First, let us look at an interesting similitude. Located several thousand miles apart, world's two leading foodgrains producing states, California and Punjab, are plagued by an identical problem related to water required to irrigate crop land. It has been widely reported that an state of Emergency has again been declared in California because of the severe drought fourth year in a row. Farmers are facing problems there to water parched croplands due to the drought. They have been recklessly pumping out water from bore wells to meet their requirement to irrigate farmland. Like Punjab, which has been contributing 25 per cent to 50 per cent rice and 38 per cent to 75 per cent wheat per annum over the years to the Central food pool, California is a state that alone meets 25 per cent food requirement of the US. Apart from it, 50 per cent of the total demand for vegetables and fruits in the US is met by California. In Punjab, the sub-soil water table has been dipping at a fast pace. The state faced a severe drought last year because of the rainfall was below average by 50 per cent. It is another matter that there was no major effect on crop yield because farmers operated their near 14 lakh bore wells (diesel sets and electricity driven ones) overtime to save their crops. The same happened in 2012 and 2009, when the rain was deficit by 47 per cent and 36 per cent, respectively, than normal average. Earlier, in 2007 and 2004, the state faced an equally bad situation in this regard. Except in 2008, the rainfall is never above average in the state since 2004. There is no regulation or check on the farm and industrial sector on pumping out water. About 3 crore gallons of water is pumped out by industry in Ludhiana alone. For drinking purpose, hundreds of tube wells work in cities, towns and villages work over time.
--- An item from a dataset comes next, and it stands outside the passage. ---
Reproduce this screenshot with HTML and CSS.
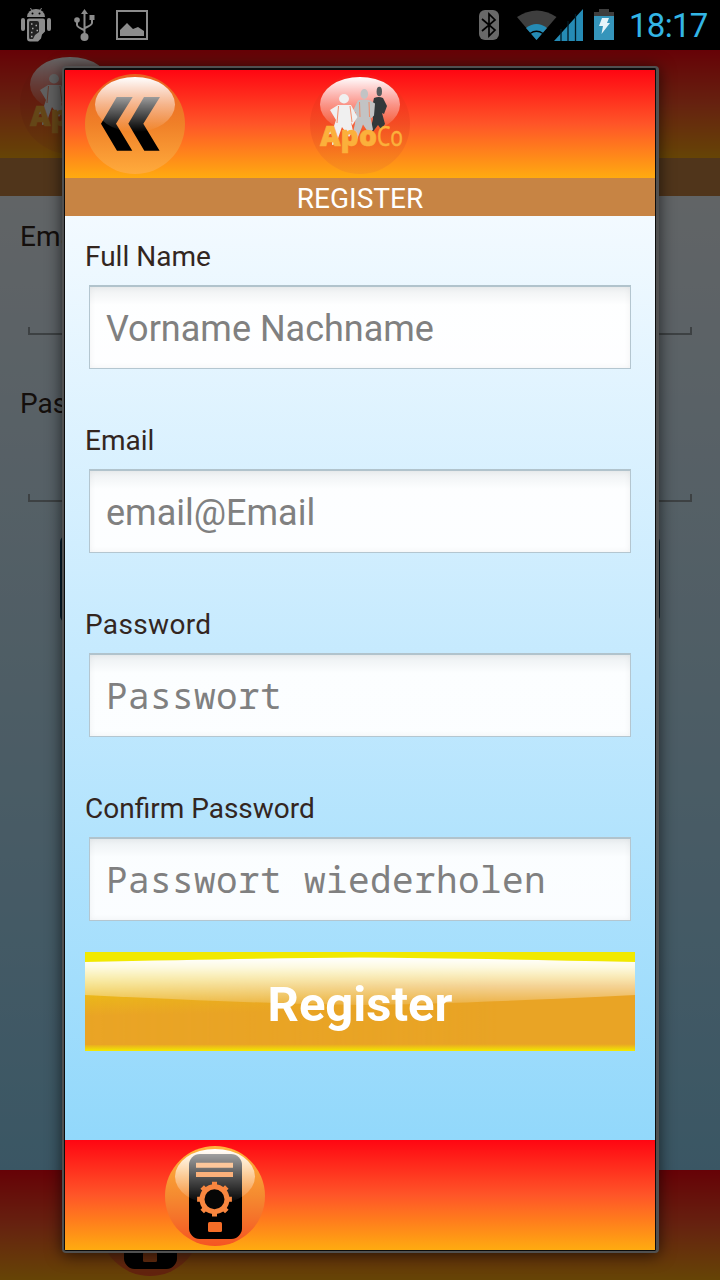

In the absence of adequate rain, farmers in Punjab recklessly pump out water through bore wells, numbering around 14 lakh. Applications for power connection to about 3 lakh tube wells await the nod of the Punjab State Power Corporation Limited (PSPCL). The number of electricity and diesel-operated tube wells was just 1.92 lakh in 1970-71. It went up to 6 lakh in 1980-81 and to 8 lakh in 1990- 91 and 9.25 lakh 1995-96. The number of diesel-operated remained almost same (in the range of 2 lakh) since 1990-91, the number electricity-driven tube wells shot up to 12.50 lakh in 2001-02 because the state government announced free power for farm sector tube wells in 1997. While doing so, the state government did not impose any restriction on the draft of water from the sub-soil. As free power to the farm sector is not metered, there is misuse of this facility. NASA, in its report, stated that “beneath the earth surface level, water has been disappearing in the Northern part of India, especially states like Punjab and Haryana and if the phenomenon persisted it could lead to the collapse of agriculture in that region.” The Central Ground Water Board, Punjab Irrigation Department and Agriculture Department have been highlighting the rapidly declining water table for the past many years.
According to a report by the Water Resources and Environment Directorate, the water level dipped in 80 per cent of the total area in the state and came up only in about 20 per cent area. The minimal district-wise average fall of 0.38 mts was noticed in Fazilka from October 2013 to October 2014. The maximum fall 2.15 mts in the water table was recorded in the Sangrur district during this period. The average fall in the state worked out to be 1.20 mts. Rainfall was deficient by 50 per cent last year and consequently, the adverse impact on the water table was severe. The directorate observes and analyses data gathered from 1,000 observations wells across the state. The subsoil water level has gone down to more than 58 mts in Hoshiarpur and Sardulgarh areas of the state over the years due to unregulated rafting.
The question is: Does Punjab need such a vast number of tube wells when 27 per cent of the total 42 lakh hectares under agriculture is served by a network of canals? The area of 42 lakh hectares also includes the water-logged area of Muktsar region and the Kandi belt. According to a rough estimate, the state has a tube well for every two hectares, if one is to exclude area under water-logging and canal irrigation. Is there need to draw a line disallowing the installation of more tube wells and to fix the quantum of water to be drawn? This question should be addressed by politicians and policy makers. Free power to the farm sector has a strong relationship with a votebank. Should all farmers get free power or it should only be meant for small and marginal farmers owning less than 5 acres of land?
Punjab failed to set up the Water Regulatory Authority, a pragmatic step suggested by the previous UPA government. The state also did not promote less water-consuming crops such as maize and sunflower, instead of water-guzzling paddy. The Centre had made a viable offer for the procurement of sun flower but Punjab rejected it, while Haryana accepted it and also procured sun flower this year. In Haryana, the average fall in the water table in the past 16 years is about 8 mts.
The Punjab government has given free power worth Rs 45,000 crore since 1997 mainly to grow water-guzzling paddy (rice) crop. Had the state government promote less water-guzzling crops such as maize and sun flower and supported their marketing with this money, the scenario might not have been so bleak.